Your neck of the woods, Outrageous Fortune

Mixed genres anytime they pleased. My fave TV series.

Not watching movies with Doug !

Ingrid Wren

Yep, it drives my other half crazy. We re-wrote one of the Star Wars movies on the way home in the car...

Paul Rivers

As a fellow storyteller I embrace it. Every once in awhile I found I will stay awake, and be pleasently surprised. I enjoy an extremely well written film in which the writer hides the structure by varying the pace, staggering the scene lengths, utilizing subtle set ups instead of the obvious, and if the editor had a great director; they do not need to cut to a silly close up reaction shot for the resolution of each beat. Best of luck.

Debbie Croysdale

@Robert You are not alone (as most mention in thread) and like you I do not even "intentionally" do it. It's a kind of 24/7 auto pilot, I'm even in this mode when not watching a film, EG Today I was in supermarket queue where a row ensued and when I got back home I started writing notes about it for a film idea.

Robert Puleo

Cheers, Debbie Croysdale .... me too! When I'm ...

- doing laundry

- doing dishes

- cooking

- trying to fall asleep

- reading articles

- vacuuming

- driving

- watching TV

- (especially 70's, 80's and 90's) listening to great music

... ideas, dialogue, scenes: just keeps coming at me. (and I LIKE IT!)

Peter Roach

There is a very popular crime TV series where exposition is shameless.

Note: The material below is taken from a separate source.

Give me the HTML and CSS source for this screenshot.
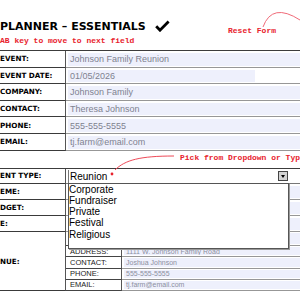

Dialogue explain scenes, villains explain murder.

They could almost narrate "In the previous scene that we had to delete because of time constraints , the villain kidnapped the girl because she reminded him of his girlfriend. Now he will just explain how he was abused and why he killed the girl.

They fill plot holes will exposition. If we had 40 minutes an episode to tell a complete story , we would all take shortcuts.

Billie Deen-Owen

Same! My mum used to do it when I was younger too but more toward design etc.

We’d all be on the edge of our seats and she’d chime in “OH I like those cups!”

It used to do my head in but now, its me!

Distract myself with things like “ooh what’s the lighting set up here then?”

I think that inner commentary is necessary when figuring out why we like / dislike stuff.

:-)

Ester T. Ferman

Relatable!

Robert Puleo

Thanks for all the replies everyone. Appears most of us have that same involuntary urge to understand the underlying framework, choices and INTENT, the writer used to write the script that was used to create what we're watching.

(Although, my replies are no longer showing up in my notifications--since Thursday--for some odd reason?) Anyone else?

PS - Writing is hard work!

My dad used to ask me (see: tease me: when I was goofing around and ignoring what I was supposed to be doing): He'd say:

"Are you TENSION RELEAVING ... or are you GOAL ACHEIVING?"

I'm (seriously--literally) going to put a post-it note on my laptop that says that! Have a great/happy weekend all :)

Christopher Phillips

I read a great book awhile back. "How to Read a Film: The World of Movies, Media, Multimedia: Language, History, Theory" by James Monaco. Not sure which edition I have, it's stuck in a box somewhere after moving. Goes way beyond any pedestrian level of understanding how movies and TV work. It's not a screenwriting book. It's about how to read a film as its final product, after all of the actors, set design, art department folks and editors have done their job.

TV used to be straight forward because it was meant for mass consumption. Paid cable has changed that with things like Game of Thrones, True Detective, Ray Donovan, etc.

I would go as far to say that it's required reading for anyone serious about film and TV...

Peter Roach

I am watching a popular series on Netflix; Mystic Pop-up Bar.

Me: Why are the scenes so long? They already established what the character needs from the scene, stop dragging it out.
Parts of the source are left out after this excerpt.